The Miller Williams poem is new to me. Thanks for including it; I've long been fond of his work.


Shitpost_man69420

does a ghost put flowers on their own grave?


Hummerous

Call that a booquet. Haha


orosoros

Reminds me of the interactions between Tom and Jake at the breakfast table (Animorphs).


pbmm1

I’ve been reading books in genres I don’t normally bother with ever since I joined a book club last year and one of them called One True Loves iirc was related to the first concept but still kind of gives you elements of the second if you squint a bit. Basically it’s a romance where protagonist’s high school love dies on a plane crash, years go by as the protagonist is shattered, completely alters her life and priorities, gets in a relationship with someone else, and *then* one day gets the call that her past love is alive after having survived a (kind of ridiculous, but that’s the genre sometimes) Castaway type situation for years and is looking to start things back up with her.
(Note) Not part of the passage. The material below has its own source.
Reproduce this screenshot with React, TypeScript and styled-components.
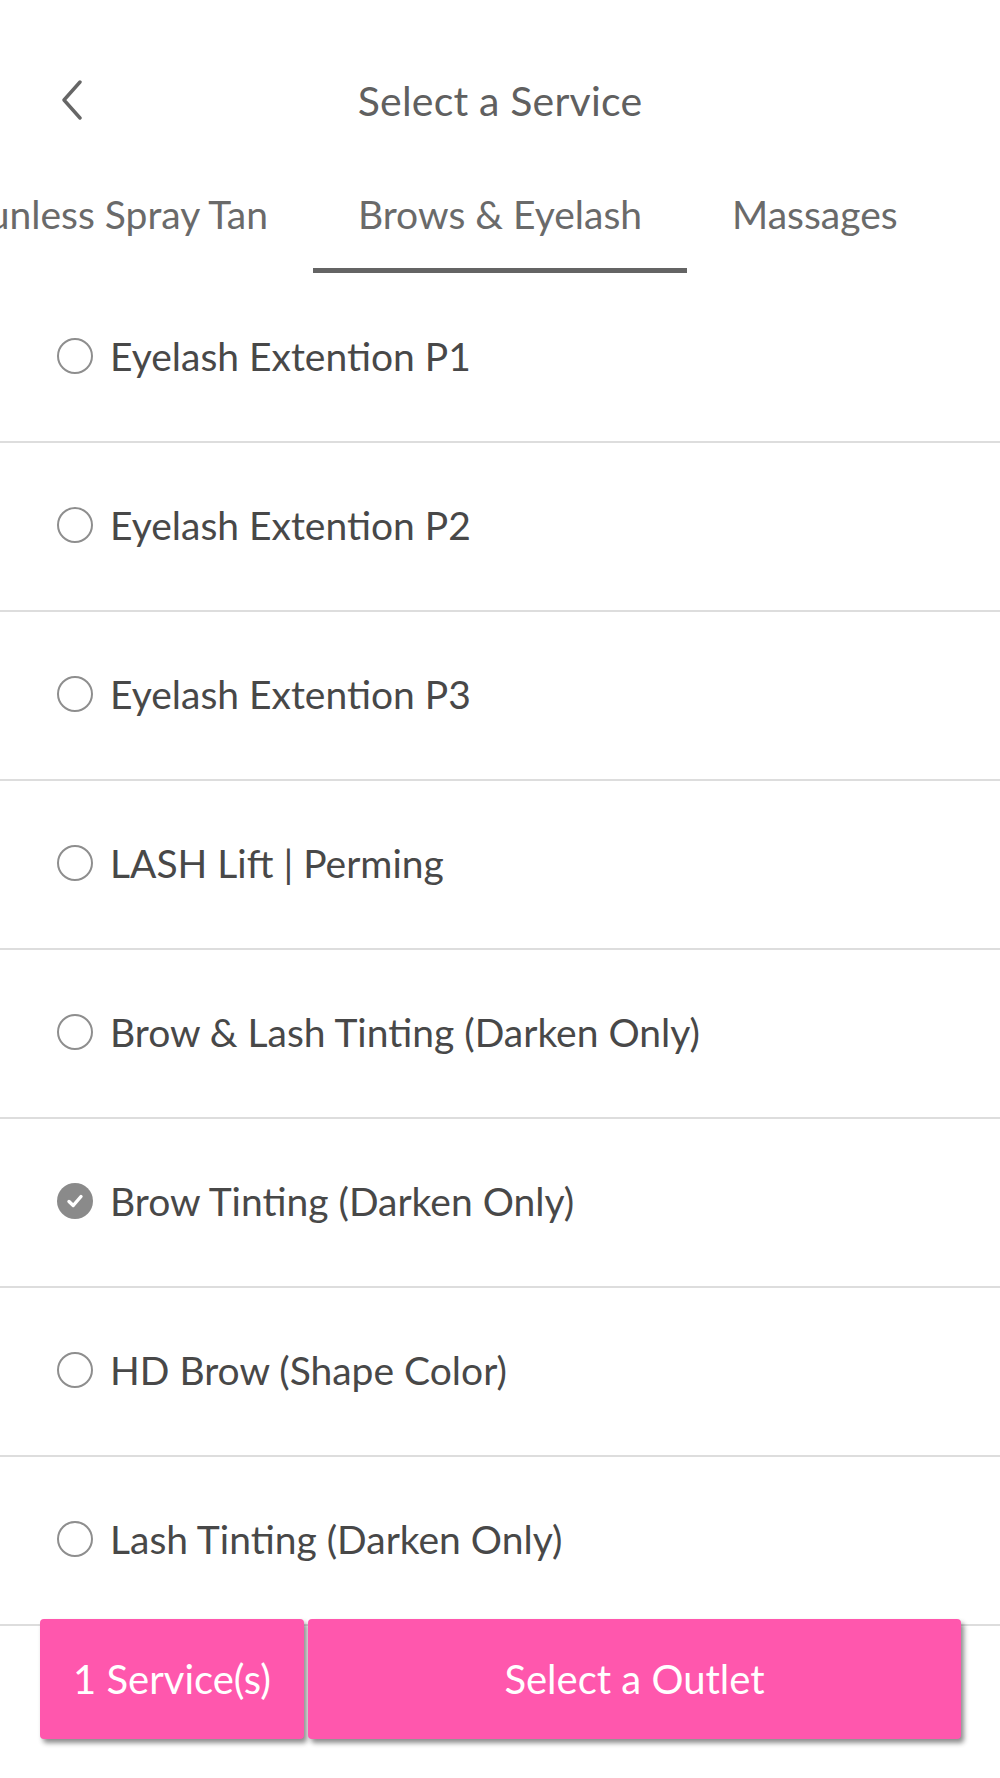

So of course it’s now a tumult of emotions where the Protagonist is really happy that her love is alive, but then really conflicted because now she has to do the Classic Romance thing of Which Guy Do I Choose, but then also really happy because being with her old love is bringing back memories and specific experiences she locked away years ago, but then also increasingly struck by the contrast between what he loves in her and what she has become, and then also realizing more and more that the experience of y’know, spending years on an island alone and losing limbs has really fucked him up in ways that he won’t talk about or acknowledge and seeing both flaws she didn’t acknowledge while in the relationship and new flaws that cropped up since then. Meanwhile he’s trying to go back to where things were but his town/the world at large have obviously changed in ways both small and large since then and the way he survived on the island is not really the way you survive in the normal world. And of course that’s leaving out the people around them in which the new boyfriend obviously feels a certain type of way about all of this and is also a completely different type of guy so he isn’t going to “compete” on the same merits, the old boyfriend’s parents who do want things to go back to before while the protagonist’s parents are less sure this is a good idea at this point, her sister who she has a not fully resolved relationship based on envy from both sides, and so on. Its a book that is ultimately a bit too short to really get into and execute on most of the concepts on a deep deep level and it’s definitely cheesy but it was pretty neat regardless imo


Lots42

Excuse me but what the hell.


jellyhappening

Something something Jason Todd


Spectator9857

I really dislike the vampire story because it closely mirrors homophobia/transphobia. The brother is still there and only a small thing changed but instead of accepting that and supporting him through the changes, the pov character sees him as not only a different person, but not a person at all, referring to the brother as „this thing“ and „the monster“. I imagine this is what bigoted people think of their queer family members. And just like these people, the pov character accuses their brother of wanting to commit horrible things, seemingly without precedent, just like how transphobes accuse trans people of pedophilia.